Thursday, March 23, 2017

Lemony Asparagus Quinoa


Spring is here and more locally grown fresh fruits and veggies are available in our supermarket and farmers' market. I am trying to use as much as seasonal produce in our daily meal. Asparagus is one of the best produces in Spring, packed with nutrients and fiber. I have been cooking asparagus in so many different ways. Today I bring you Lemony Asparagus Quinoa with a south Indian twist to Lemon Rice.

Quinoa(keen-wah), a grain like seed and has become versatile within few years. It's gluten free, hypoglycemic, rich in vitamin, mineral and high fiber. It's a great swap for rice. Tempering black mustard seeds, curry leaves, green chili and dry red chili in hot oil to extract the flavor of herbs and spices that brings wonderful aroma to the dish. Adding coconut oil for its tropical sweet flavor which nicely pairs with sauteed asparagus, crunchy peanuts and freshly squeezed lemon juice.
  




Ingredients~
1 cup white quinoa
2 cups water
1/2 tsp salt or to taste
2 cups asparagus, cut into small pieces(green part only)
1/2 cup peanuts
2 dry whole red chili
1-2 green chili
1/8 tsp. cumin seeds
1/8 tsp black mustard seeds
1 sprig fresh curry leaves
3 tablespoons chana dal(Bengal gram)
1 pinch of asafoetida 
1/2 tsp. turmeric powder 
1/4 tsp sugar
3 tbsp.freshly squeezed lemon juice 
2 tbsp coconut oil




Method~ 
Wash quinoa before cooking (even if box says it is pre-washed/rinsed) for it's natural bitter tasting coating called saponin. Put the quinoa in a big bowl and fill with cold water. Rub well in between fingers and palm of your hand.Water will be cloudy now. Repeat this process couple of times until water gets clear. Drain the water through a mesh strainer. 


Bring water to a boil in a medium saucepan. Add drained quinoa 1/8 tsp. salt and 1/8 tsp. turmeric powder. Bring to a rolling boil. Reduce heat to low. Cover and simmer for 15 to 20 minutes until liquid has been completely evaporated. Gently fluff of with a fork and keep aside.
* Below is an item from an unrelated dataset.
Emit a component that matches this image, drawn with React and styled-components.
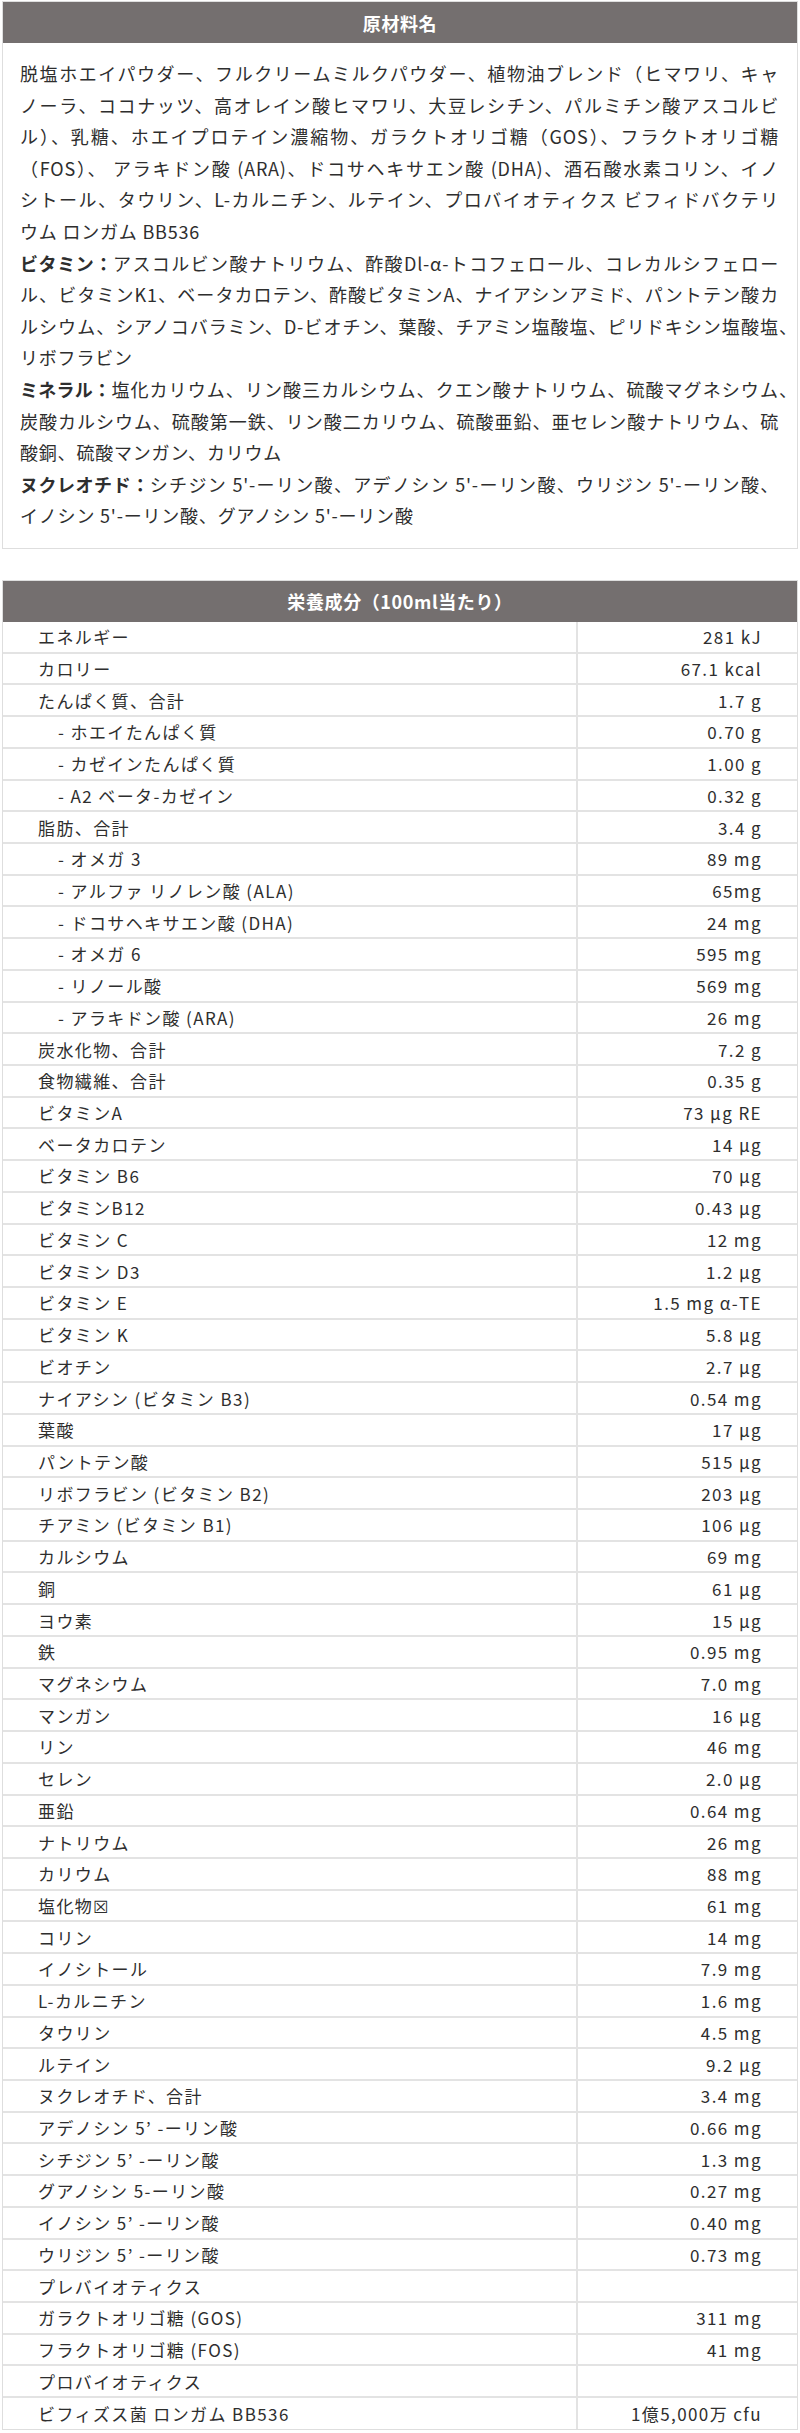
import React from 'react';
import styled, { createGlobalStyle } from 'styled-components';

const GlobalStyle = createGlobalStyle`
  body {
    margin: 0;
    background: #fff;
    color: #2e2e2e;
    font-family: "Noto Sans CJK JP", "Noto Sans", "DejaVu Sans", sans-serif;
  }
`

const Page = styled.div`
  padding: 1px 2px 0;
  display: flex;
  flex-direction: column;
  gap: 31px;
`
const Panel = styled.section`
  border: 1px solid #dedede;
`
const PanelHeader = styled.h2`
  margin: 0;
  height: 41px;
  display: flex;
  align-items: center;
  justify-content: center;
  background: #746f6f;
  color: #fff;
  font-size: 18px;
  font-weight: 700;
  letter-spacing: 0.6px;
`
const Ingredients = styled.div`
  padding: 15px 18px 16px 17px;
  font-size: 18px;
  letter-spacing: 0.8px;
  line-height: 31.6px;
`
// full lines are stretched edge to edge, like the justified block in the picture
const Line = styled.span`
  display: block;
  text-align: left;
  text-align-last: ${p => (p.$fill ? 'justify' : 'auto')};
`
// a comma that hangs past the right edge of the text block
const Hang = styled.span`
  display: inline-block;
  width: 0;
  white-space: nowrap;
  text-align-last: auto;
`
const Term = styled.b`
  font-weight: 700;
  letter-spacing: 0;
`
const Row = styled.div`
  display: grid;
  grid-template-columns: 573px 1fr;
  height: 31.72px;
  box-sizing: border-box;
  border-bottom: 2px solid #e3e3e3;
  font-size: 17px;
  letter-spacing: 1.4px;
  &:last-child {
    border-bottom: none;
    height: 30.72px;
  }
`
const Label = styled.div`
  display: flex;
  align-items: center;
  padding-left: ${p => (p.$sub ? 55 : 35)}px;
  white-space: nowrap;
`
const Value = styled.div`
  display: flex;
  align-items: center;
  justify-content: flex-end;
  padding-right: 35px;
  border-left: 2px solid #e3e3e3;
  white-space: nowrap;
`

const nutrients = [
  ['エネルギー', '281 kJ'],
  ['カロリー', '67.1 kcal'],
  ['たんぱく質、合計', '1.7 g'],
  ['- ホエイたんぱく質', '0.70 g', true],
  ['- カゼインたんぱく質', '1.00 g', true],
  ['- A2 ベータ-カゼイン', '0.32 g', true],
  ['脂肪、合計', '3.4 g'],
  ['- オメガ 3', '89 mg', true],
  ['- アルファ リノレン酸 (ALA)', '65mg', true],
  ['- ドコサヘキサエン酸 (DHA)', '24 mg', true],
  ['- オメガ 6', '595 mg', true],
  ['- リノール酸', '569 mg', true],
  ['- アラキドン酸 (ARA)', '26 mg', true],
  ['炭水化物、合計', '7.2 g'],
  ['食物繊維、合計', '0.35 g'],
  ['ビタミンA', '73 μg RE'],
  ['ベータカロテン', '14 μg'],
  ['ビタミン B6', '70 μg'],
  ['ビタミンB12', '0.43 μg'],
  ['ビタミン C', '12 mg'],
  ['ビタミン D3', '1.2 μg'],
  ['ビタミン E', '1.5 mg α-TE'],
  ['ビタミン K', '5.8 μg'],
  ['ビオチン', '2.7 μg'],
  ['ナイアシン (ビタミン B3)', '0.54 mg'],
  ['葉酸', '17 μg'],
  ['パントテン酸', '515 μg'],
  ['リボフラビン (ビタミン B2)', '203 μg'],
  ['チアミン (ビタミン B1)', '106 μg'],
  ['カルシウム', '69 mg'],
  ['銅', '61 μg'],
  ['ヨウ素', '15 μg'],
  ['鉄', '0.95 mg'],
  ['マグネシウム', '7.0 mg'],
  ['マンガン', '16 μg'],
  ['リン', '46 mg'],
  ['セレン', '2.0 μg'],
  ['亜鉛', '0.64 mg'],
  ['ナトリウム', '26 mg'],
  ['カリウム', '88 mg'],
  ['塩化物☒', '61 mg'],
  ['コリン', '14 mg'],
  ['イノシトール', '7.9 mg'],
  ['L-カルニチン', '1.6 mg'],
  ['タウリン', '4.5 mg'],
  ['ルテイン', '9.2 μg'],
  ['ヌクレオチド、合計', '3.4 mg'],
  ['アデノシン 5’ -ーリン酸', '0.66 mg'],
  ['シチジン 5’ -ーリン酸', '1.3 mg'],
  ['グアノシン 5-ーリン酸', '0.27 mg'],
  ['イノシン 5’ -ーリン酸', '0.40 mg'],
  ['ウリジン 5’ -ーリン酸', '0.73 mg'],
  ['プレバイオティクス', ''],
  ['ガラクトオリゴ糖 (GOS)', '311 mg'],
  ['フラクトオリゴ糖 (FOS)', '41 mg'],
  ['プロバイオティクス', ''],
  ['ビフィズス菌 ロンガム BB536', '1億5,000万 cfu'],
]

const App = () => {
  return (
    <Page>
      <GlobalStyle />
      <Panel>
        <PanelHeader>原材料名</PanelHeader>
        <Ingredients>
          <Line $fill>脱塩ホエイパウダー、フルクリームミルクパウダー、植物油ブレンド（ヒマワリ、キャ</Line>
          <Line $fill>ノーラ、ココナッツ、高オレイン酸ヒマワリ、大豆レシチン、パルミチン酸アスコルビ</Line>
          <Line $fill>ル）、乳糖、ホエイプロテイン濃縮物、ガラクトオリゴ糖（GOS）、フラクトオリゴ糖</Line>
          <Line $fill>（FOS）、 アラキドン酸 (ARA)、ドコサヘキサエン酸 (DHA)、酒石酸水素コリン、イノ</Line>
          <Line $fill>シトール、タウリン、L-カルニチン、ルテイン、プロバイオティクス ビフィドバクテリ</Line>
          <Line>ウム ロンガム BB536</Line>
          <Line $fill><Term>ビタミン：</Term>アスコルビン酸ナトリウム、酢酸Dl-α-トコフェロール、コレカルシフェロー</Line>
          <Line $fill>ル、ビタミンK1、ベータカロテン、酢酸ビタミンA、ナイアシンアミド、パントテン酸カ</Line>
          <Line $fill>ルシウム、シアノコバラミン、D-ビオチン、葉酸、チアミン塩酸塩、ピリドキシン塩酸塩<Hang>、</Hang></Line>
          <Line>リボフラビン</Line>
          <Line $fill><Term>ミネラル：</Term>塩化カリウム、リン酸三カルシウム、クエン酸ナトリウム、硫酸マグネシウム<Hang>、</Hang></Line>
          <Line $fill>炭酸カルシウム、硫酸第一鉄、リン酸二カリウム、硫酸亜鉛、亜セレン酸ナトリウム、硫</Line>
          <Line>酸銅、硫酸マンガン、カリウム</Line>
          <Line $fill><Term>ヌクレオチド：</Term>シチジン 5'-ーリン酸、アデノシン 5'-ーリン酸、ウリジン 5'-ーリン酸、</Line>
          <Line>イノシン 5'-ーリン酸、グアノシン 5'-ーリン酸</Line>
        </Ingredients>
      </Panel>
      <Panel>
        <PanelHeader>栄養成分（100ml当たり）</PanelHeader>
        {nutrients.map(([name, value, sub]) => (
          <Row key={name}>
            <Label $sub={sub}>{name}</Label>
            <Value>{value}</Value>
          </Row>
        ))}
      </Panel>
    </Page>
  );
}

export default App;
Heat 1 tbsp. coconut oil in a medium pan. Fry peanuts and chana dal til crunchy and set aside. Add 1 tbsp. oil in the same pan. Temper red chili and mustard seeds in the hot oil. The moment mustard seeds splutters add in green chili, curry leaves, turmeric, asafoetida and asparagus. Saute till asparagus becomes tender.  Then add the cooked quinoa, fried peanuts, asparagus, lemon juice and sugar. Toss to combine. Serve warm. Happy cooking!






                         Happy Spring!